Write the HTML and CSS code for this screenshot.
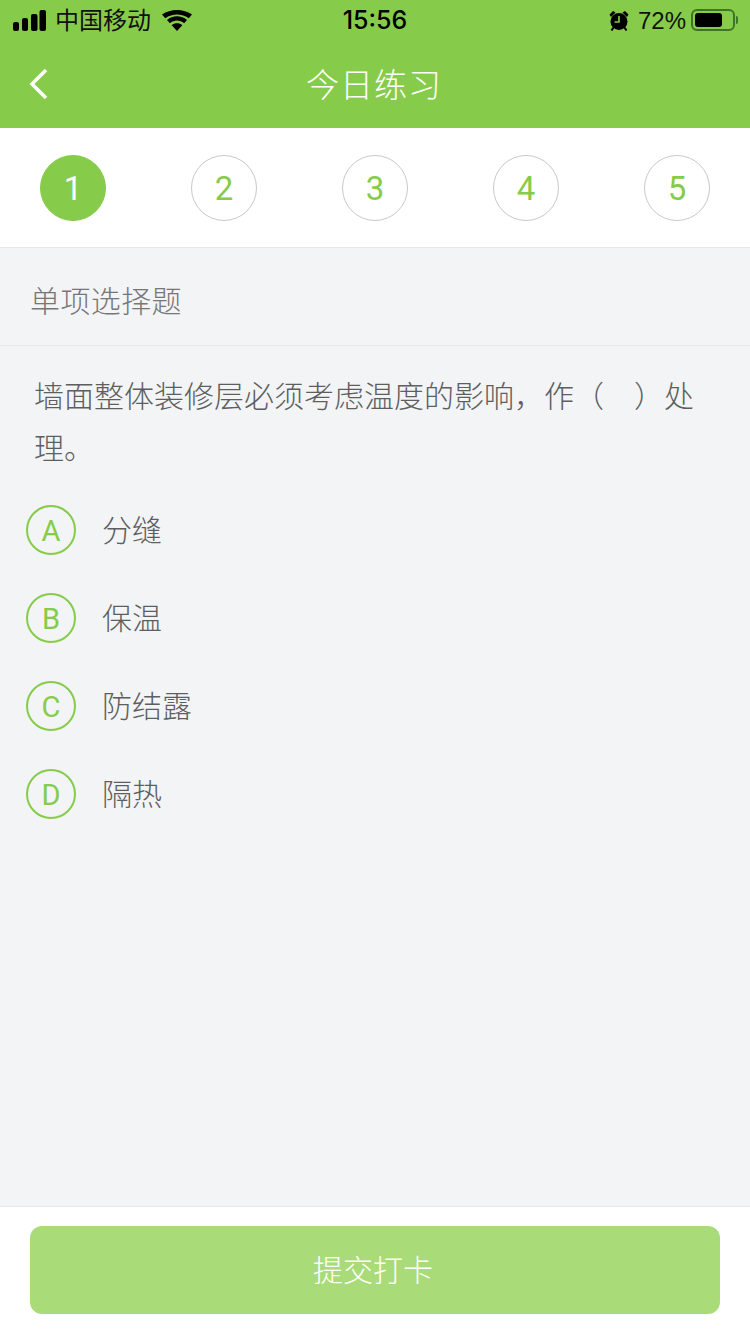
FILE: index.html
```html
<!DOCTYPE html>
<html lang="zh">
<head>
    <meta charset="UTF-8">
    <title>今日练习</title>
    <link rel="stylesheet" href="styles.css">
</head>
<body>
    <div id="page">
        <div id="header">
            <div id="statusBar">
                <div class="status-left">
                    <svg class="signal" width="33" height="21" viewBox="0 0 33 21">
                        <rect x="0" y="12" width="6" height="9" rx="2"/>
                        <rect x="9" y="8" width="6" height="13" rx="2"/>
                        <rect x="18" y="4" width="6.500" height="17" rx="2"/>
                        <rect x="26.500" y="0" width="6.500" height="21" rx="2"/>
                    </svg>
                    <span class="carrier">中国移动</span>
                    <svg class="wifi" width="30" height="21" viewBox="0 0 30 21">
                        <path d="M15 21l-5.300-5.800c3-2.600 7.600-2.600 10.600 0z"/>
                        <path d="M7.900 13.200l-2.900-3.200c5.700-4.900 14.300-4.900 20 0l-2.900 3.200c-4.100-3.500-10.100-3.500-14.200 0z"/>
                        <path d="M3.300 8.200l-3.300-3.600c8.500-6.100 21.500-6.100 30 0l-3.300 3.600c-6.900-5-16.500-5-23.400 0z"/>
                    </svg>
                </div>
                <div class="status-time">15:56</div>
                <div class="status-right">
                    <svg class="alarm" width="20" height="21" viewBox="0 0 20 21">
                        <path d="M0.500 4.500l3.500-3.500 2.500 1.500-4.500 4.500zM19.500 4.500l-3.500-3.500-2.500 1.500 4.500 4.500z"/>
                        <circle cx="10" cy="11.500" r="8.500"/>
                        <path d="M10 6v6h-4.500" fill="none" stroke="#86cc4a" stroke-width="1.600"/>
                        <path d="M4.500 17.500l-2 3M15.500 17.500l2 3" stroke="#000" stroke-width="2"/>
                    </svg>
                    <span class="battery-text">72%</span>
                    <div class="battery">
                        <div class="battery-fill"></div>
                    </div>
                    <div class="battery-cap"></div>
                </div>
            </div>
            <div id="navBar">
                <svg class="back" width="20" height="32" viewBox="0 0 20 32">
                    <path d="M17 2L3 16l14 14" fill="none" stroke="#fff" stroke-width="3.500"/>
                </svg>
                <h1>今日练习</h1>
            </div>
        </div>

        <div id="steps">
            <div class="step active">1</div>
            <div class="step">2</div>
            <div class="step">3</div>
            <div class="step">4</div>
            <div class="step">5</div>
        </div>

        <div id="main">
            <div class="type-title">单项选择题</div>
            <div class="question">墙面整体装修层必须考虑温度的影响，作（&emsp;）处理。</div>
            <ul class="options">
                <li><span class="letter">A</span><span class="answer">分缝</span></li>
                <li><span class="letter">B</span><span class="answer">保温</span></li>
                <li><span class="letter">C</span><span class="answer">防结露</span></li>
                <li><span class="letter">D</span><span class="answer">隔热</span></li>
            </ul>
        </div>

        <div id="footer">
            <button id="submitBtn">提交打卡</button>
        </div>
    </div>
</body>
</html>
```

FILE: styles.css
```css
* { box-sizing: border-box; }
body {
    margin: 0;
    padding: 0;
    font-family: "Liberation Sans", Arial, "Noto Sans CJK SC", sans-serif;
    background: #f2f4f6;
}
#page {
    width: 750px;
    height: 1334px;
    display: flex;
    flex-direction: column;
    overflow: hidden;
}

/* top green area */
#header {
    height: 128px;
    background: #86cc4a;
    flex-shrink: 0;
}
#statusBar {
    height: 40px;
    display: flex;
    align-items: center;
    justify-content: space-between;
    padding: 0 12px 0 13px;
    color: #000;
    position: relative;
}
.status-left, .status-right { display: flex; align-items: center; }
.signal { margin-right: 9px; }
.carrier { font-size: 24px; color: #111; margin-bottom: 3px; }
.wifi { margin-left: 11px; }
.status-time {
    position: absolute;
    left: 0;
    right: 0;
    text-align: center;
    font-size: 25px;
    font-family: Inter, "Liberation Sans", sans-serif;
    font-weight: 500;
}
.alarm { margin-right: 9px; }
.battery-text { font-size: 24px; color: #111; margin-right: 5px; padding-top: 1px; }
.battery {
    width: 44px;
    height: 22px;
    border: 2px solid #3f7327;
    border-radius: 6px;
    padding: 2px;
}
.battery-fill {
    width: 27px;
    height: 14px;
    background: #000;
    border-radius: 3px;
}
.battery-cap {
    width: 2px;
    height: 8px;
    margin-left: 1px;
    background: #3f7327;
    border-radius: 0 2px 2px 0;
}
#navBar {
    height: 88px;
    display: flex;
    align-items: center;
    justify-content: center;
    position: relative;
}
#navBar h1 {
    margin: 0 2px 2px 0;
    font-size: 33px;
    font-weight: 300;
    color: #fff;
    letter-spacing: 1px;
}
.back { position: absolute; left: 29px; top: 28px; }

/* step circles */
#steps {
    height: 120px;
    background: #fff;
    border-bottom: 1px solid #e6e7e9;
    padding: 27px 40px 0;
    display: flex;
    justify-content: space-between;
    flex-shrink: 0;
}
.step {
    width: 66px;
    height: 66px;
    border: 1px solid #c9c9c9;
    border-radius: 50%;
    display: flex;
    align-items: center;
    justify-content: center;
    font-family: Roboto, "Liberation Sans", sans-serif;
    font-size: 33px;
    color: #86cc4a;
}
.step.active {
    background: #86cc4a;
    border-color: #86cc4a;
    color: #fff;
}

#main { flex: 1; }
.type-title {
    height: 98px;
    line-height: 108px;
    padding-left: 30px;
    font-size: 30px;
    font-weight: 300;
    letter-spacing: 0.4px;
    color: #777;
    border-bottom: 1px solid #e6e7e9;
}
.question {
    padding: 25px 40px 0 34px;
    font-size: 30px;
    font-weight: 300;
    line-height: 52px;
    color: #5e5e5e;
}
.options {
    list-style: none;
    margin: 0;
    padding: 11px 0 0 26px;
}
.options li {
    height: 88px;
    display: flex;
    align-items: center;
}
.letter {
    width: 50px;
    height: 50px;
    border: 2px solid #86cc4a;
    border-radius: 50%;
    display: flex;
    align-items: center;
    justify-content: center;
    padding-top: 1px;
    font-family: Roboto, "Liberation Sans", sans-serif;
    font-size: 29px;
    color: #86cc4a;
    margin-right: 26px;
}
.answer { font-size: 30px; font-weight: 300; color: #5e5e5e; margin-bottom: 4px; }

#footer {
    height: 128px;
    background: #fff;
    border-top: 1px solid #e8e9eb;
    padding: 19px 30px 0;
    flex-shrink: 0;
}
#submitBtn {
    width: 690px;
    height: 88px;
    display: block;
    background: #a9dc78;
    border: none;
    border-radius: 12px;
    color: #fff;
    font-family: inherit;
    font-size: 30px;
    font-weight: 300;
    padding: 0 4px 4px 0;
}
```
++++++++++
◆ AIM OF THE TASK
Keep every word of the data as it is when you write it out, but drop the pictures.

◆ REPLY TO THE TASK
Write the HTML and CSS code for this screenshot.
FILE: index.html
```html
<!DOCTYPE html>
<html lang="zh">
<head>
    <meta charset="UTF-8">
    <title>今日练习</title>
    <link rel="stylesheet" href="styles.css">
</head>
<body>
    <div id="page">
        <div id="header">
            <div id="statusBar">
                <div class="status-left">
                    <svg class="signal" width="33" height="21" viewBox="0 0 33 21">
                        <rect x="0" y="12" width="6" height="9" rx="2"/>
                        <rect x="9" y="8" width="6" height="13" rx="2"/>
                        <rect x="18" y="4" width="6.500" height="17" rx="2"/>
                        <rect x="26.500" y="0" width="6.500" height="21" rx="2"/>
                    </svg>
                    <span class="carrier">中国移动</span>
                    <svg class="wifi" width="30" height="21" viewBox="0 0 30 21">
                        <path d="M15 21l-5.300-5.800c3-2.600 7.600-2.600 10.600 0z"/>
                        <path d="M7.900 13.200l-2.900-3.200c5.700-4.900 14.300-4.900 20 0l-2.900 3.200c-4.100-3.500-10.100-3.500-14.200 0z"/>
                        <path d="M3.300 8.200l-3.300-3.600c8.500-6.100 21.500-6.100 30 0l-3.300 3.600c-6.900-5-16.500-5-23.400 0z"/>
                    </svg>
                </div>
                <div class="status-time">15:56</div>
                <div class="status-right">
                    <svg class="alarm" width="20" height="21" viewBox="0 0 20 21">
                        <path d="M0.500 4.500l3.500-3.500 2.500 1.500-4.500 4.500zM19.500 4.500l-3.500-3.500-2.500 1.500 4.500 4.500z"/>
                        <circle cx="10" cy="11.500" r="8.500"/>
                        <path d="M10 6v6h-4.500" fill="none" stroke="#86cc4a" stroke-width="1.600"/>
                        <path d="M4.500 17.500l-2 3M15.500 17.500l2 3" stroke="#000" stroke-width="2"/>
                    </svg>
                    <span class="battery-text">72%</span>
                    <div class="battery">
                        <div class="battery-fill"></div>
                    </div>
                    <div class="battery-cap"></div>
                </div>
            </div>
            <div id="navBar">
                <svg class="back" width="20" height="32" viewBox="0 0 20 32">
                    <path d="M17 2L3 16l14 14" fill="none" stroke="#fff" stroke-width="3.500"/>
                </svg>
                <h1>今日练习</h1>
            </div>
        </div>

        <div id="steps">
            <div class="step active">1</div>
            <div class="step">2</div>
            <div class="step">3</div>
            <div class="step">4</div>
            <div class="step">5</div>
        </div>

        <div id="main">
            <div class="type-title">单项选择题</div>
            <div class="question">墙面整体装修层必须考虑温度的影响，作（&emsp;）处理。</div>
            <ul class="options">
                <li><span class="letter">A</span><span class="answer">分缝</span></li>
                <li><span class="letter">B</span><span class="answer">保温</span></li>
                <li><span class="letter">C</span><span class="answer">防结露</span></li>
                <li><span class="letter">D</span><span class="answer">隔热</span></li>
            </ul>
        </div>

        <div id="footer">
            <button id="submitBtn">提交打卡</button>
        </div>
    </div>
</body>
</html>
```

FILE: styles.css
```css
* { box-sizing: border-box; }
body {
    margin: 0;
    padding: 0;
    font-family: "Liberation Sans", Arial, "Noto Sans CJK SC", sans-serif;
    background: #f2f4f6;
}
#page {
    width: 750px;
    height: 1334px;
    display: flex;
    flex-direction: column;
    overflow: hidden;
}

/* top green area */
#header {
    height: 128px;
    background: #86cc4a;
    flex-shrink: 0;
}
#statusBar {
    height: 40px;
    display: flex;
    align-items: center;
    justify-content: space-between;
    padding: 0 12px 0 13px;
    color: #000;
    position: relative;
}
.status-left, .status-right { display: flex; align-items: center; }
.signal { margin-right: 9px; }
.carrier { font-size: 24px; color: #111; margin-bottom: 3px; }
.wifi { margin-left: 11px; }
.status-time {
    position: absolute;
    left: 0;
    right: 0;
    text-align: center;
    font-size: 25px;
    font-family: Inter, "Liberation Sans", sans-serif;
    font-weight: 500;
}
.alarm { margin-right: 9px; }
.battery-text { font-size: 24px; color: #111; margin-right: 5px; padding-top: 1px; }
.battery {
    width: 44px;
    height: 22px;
    border: 2px solid #3f7327;
    border-radius: 6px;
    padding: 2px;
}
.battery-fill {
    width: 27px;
    height: 14px;
    background: #000;
    border-radius: 3px;
}
.battery-cap {
    width: 2px;
    height: 8px;
    margin-left: 1px;
    background: #3f7327;
    border-radius: 0 2px 2px 0;
}
#navBar {
    height: 88px;
    display: flex;
    align-items: center;
    justify-content: center;
    position: relative;
}
#navBar h1 {
    margin: 0 2px 2px 0;
    font-size: 33px;
    font-weight: 300;
    color: #fff;
    letter-spacing: 1px;
}
.back { position: absolute; left: 29px; top: 28px; }

/* step circles */
#steps {
    height: 120px;
    background: #fff;
    border-bottom: 1px solid #e6e7e9;
    padding: 27px 40px 0;
    display: flex;
    justify-content: space-between;
    flex-shrink: 0;
}
.step {
    width: 66px;
    height: 66px;
    border: 1px solid #c9c9c9;
    border-radius: 50%;
    display: flex;
    align-items: center;
    justify-content: center;
    font-family: Roboto, "Liberation Sans", sans-serif;
    font-size: 33px;
    color: #86cc4a;
}
.step.active {
    background: #86cc4a;
    border-color: #86cc4a;
    color: #fff;
}

#main { flex: 1; }
.type-title {
    height: 98px;
    line-height: 108px;
    padding-left: 30px;
    font-size: 30px;
    font-weight: 300;
    letter-spacing: 0.4px;
    color: #777;
    border-bottom: 1px solid #e6e7e9;
}
.question {
    padding: 25px 40px 0 34px;
    font-size: 30px;
    font-weight: 300;
    line-height: 52px;
    color: #5e5e5e;
}
.options {
    list-style: none;
    margin: 0;
    padding: 11px 0 0 26px;
}
.options li {
    height: 88px;
    display: flex;
    align-items: center;
}
.letter {
    width: 50px;
    height: 50px;
    border: 2px solid #86cc4a;
    border-radius: 50%;
    display: flex;
    align-items: center;
    justify-content: center;
    padding-top: 1px;
    font-family: Roboto, "Liberation Sans", sans-serif;
    font-size: 29px;
    color: #86cc4a;
    margin-right: 26px;
}
.answer { font-size: 30px; font-weight: 300; color: #5e5e5e; margin-bottom: 4px; }

#footer {
    height: 128px;
    background: #fff;
    border-top: 1px solid #e8e9eb;
    padding: 19px 30px 0;
    flex-shrink: 0;
}
#submitBtn {
    width: 690px;
    height: 88px;
    display: block;
    background: #a9dc78;
    border: none;
    border-radius: 12px;
    color: #fff;
    font-family: inherit;
    font-size: 30px;
    font-weight: 300;
    padding: 0 4px 4px 0;
}
```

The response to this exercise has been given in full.